Mijn atelier: Astrid Nobel
Ik ben min of meer opgegroeid in het atelier van mijn vader op Ameland. Ik speelde daar met water, probeerde na te maken wat mijn vader maakte of staarde in zijn kist Berlijns blauw pigment. Dat er een plek bestond louter ingericht op het maken van dingen vond ik als klein kind vanzelfsprekend.
De eerste jaren van de academie in Groningen werkte ik waar het paste, in de trein, op de vloer, en soms als ik daar was of als er iets speciaals moest gebeuren, in mijn vaders atelier. De laatste jaren van de academie had ik een atelier buitenshuis. Eerst in een kantoor- en daarna in een oud winkelpand. Bij laatstgenoemde bevonden zich boven de ateliers lege, aan recente tijden onaangepaste ruimtes. En daarboven verborgen, donkere zolders met een geur van lange tijd niets, waar de verstreken tijd zich ingekapseld had in een penetrante dichtheid zodat het eigenlijk bol leek te staan met van alles. Dat bleek ook zo te zijn. Iedereen die daar had gewerkt, had over een periode van ruim een eeuw naam, meestal met jaartal, soms een tekening of bericht achtergelaten. Een aantal namen kwam vaker voor en sommige berichten suggereerden een interessant verhaal. Ik heb daar veel rondgekropen en gezocht, maar nooit een duidelijke verhaallijn op kunnen pakken. Ik heb later foto’s van en een oude administratie uit dit gebouw verwerkt in de werken “Frames” en “Du bist der liebste von allen Schlangenmenschen”.

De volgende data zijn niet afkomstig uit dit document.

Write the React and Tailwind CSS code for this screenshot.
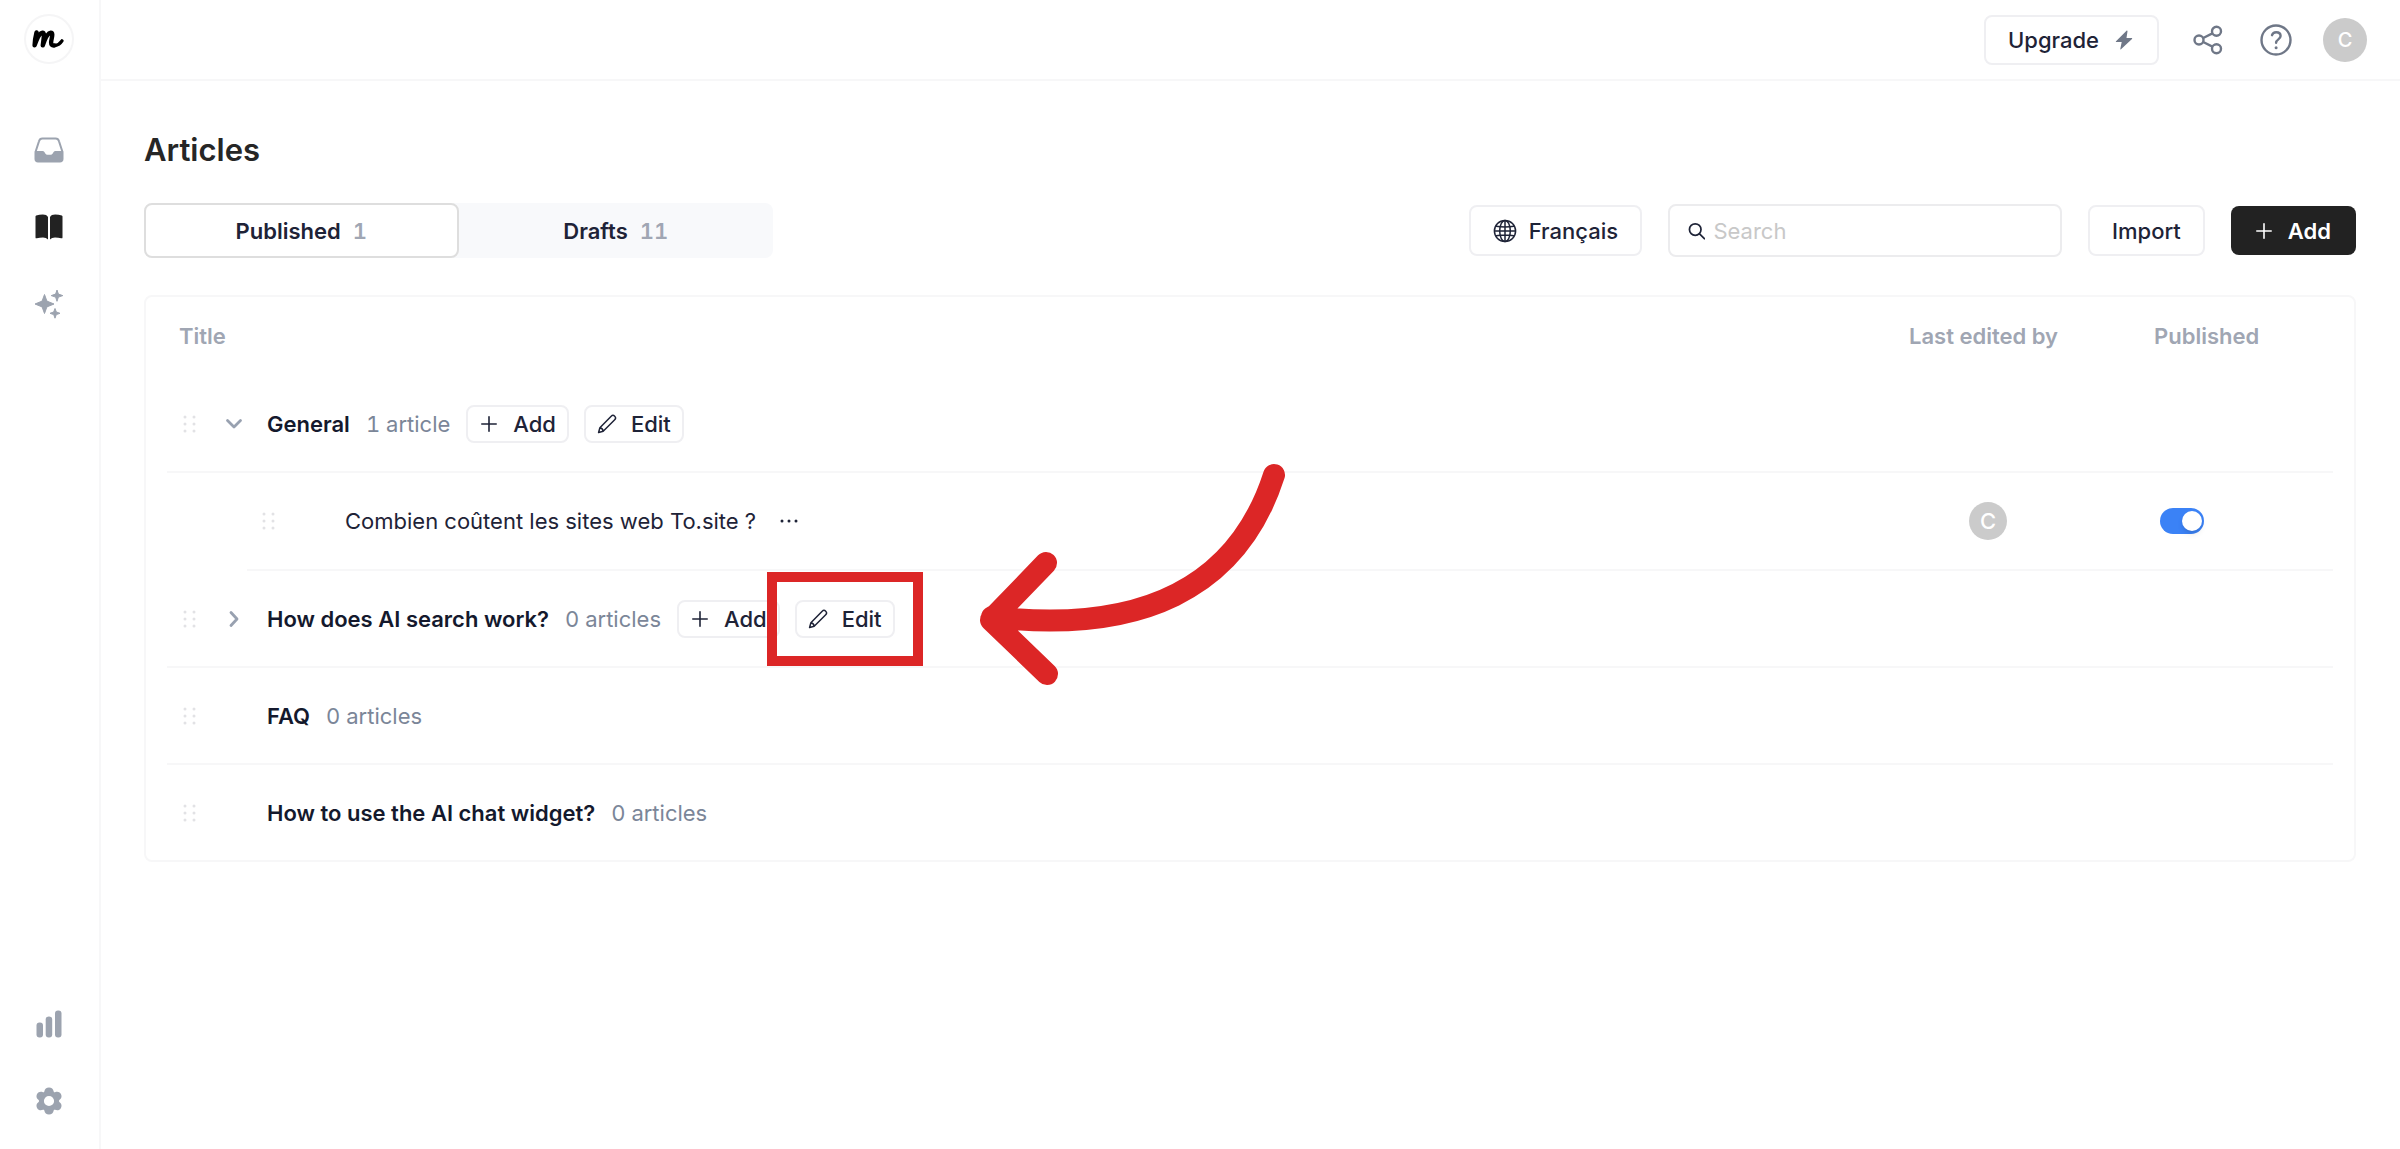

Ondertussen zit ik nu in mijn vijfde ‘vaste’ atelier, een voormalig schoolgebouw in de Schilderswijk. Ik heb een atelier nodig. Niet alleen om ruimte te hebben om iets te doen, maar ook om te denken. Thuis zijn er altijd dingen die belangrijker lijken maar het niet zijn. Vorig jaar mocht ik een tijd mijn atelier niet in van de brandweer en ik voelde me een opgejaagd stuk wild. Ik heb gewerkt op verschillende plekken aan verschillende tafels, in een ander atelier. Allemaal niet de mijne. Voortdurend afgeleid.
De concentratie die kunst maakt is een bijzondere en kan niet zomaar aan- of uitgezet worden. Die moet gevoed, verstevigd en niet verstoord worden door (al te) alledaagse zaken. Ik vind het noodzakelijk me in het atelier af te kunnen zonderen van de rest van de wereld. Ik ben mijns inziens voor het overige voldoende in de wereld. Los van dat daar geen ontkomen aan is, is dat ook een vereiste voor het maken van dingen. Maar om een thema tot op de kern verzoeken te begrijpen, verbanden te ontwaren, als het ware pogen de alledaagsheid iets te ontstijgen, daar is afstand voor nodig. En stilte. Mijn huidige atelier bevindt zich in een hoge zolder. Ik zit midden in de stad, want ik wil toch makkelijk aan materialen en eten kunnen komen, maar toch, als ik naar buiten kijk zie ik voornamelijk lucht en vogels. Dat bevalt me.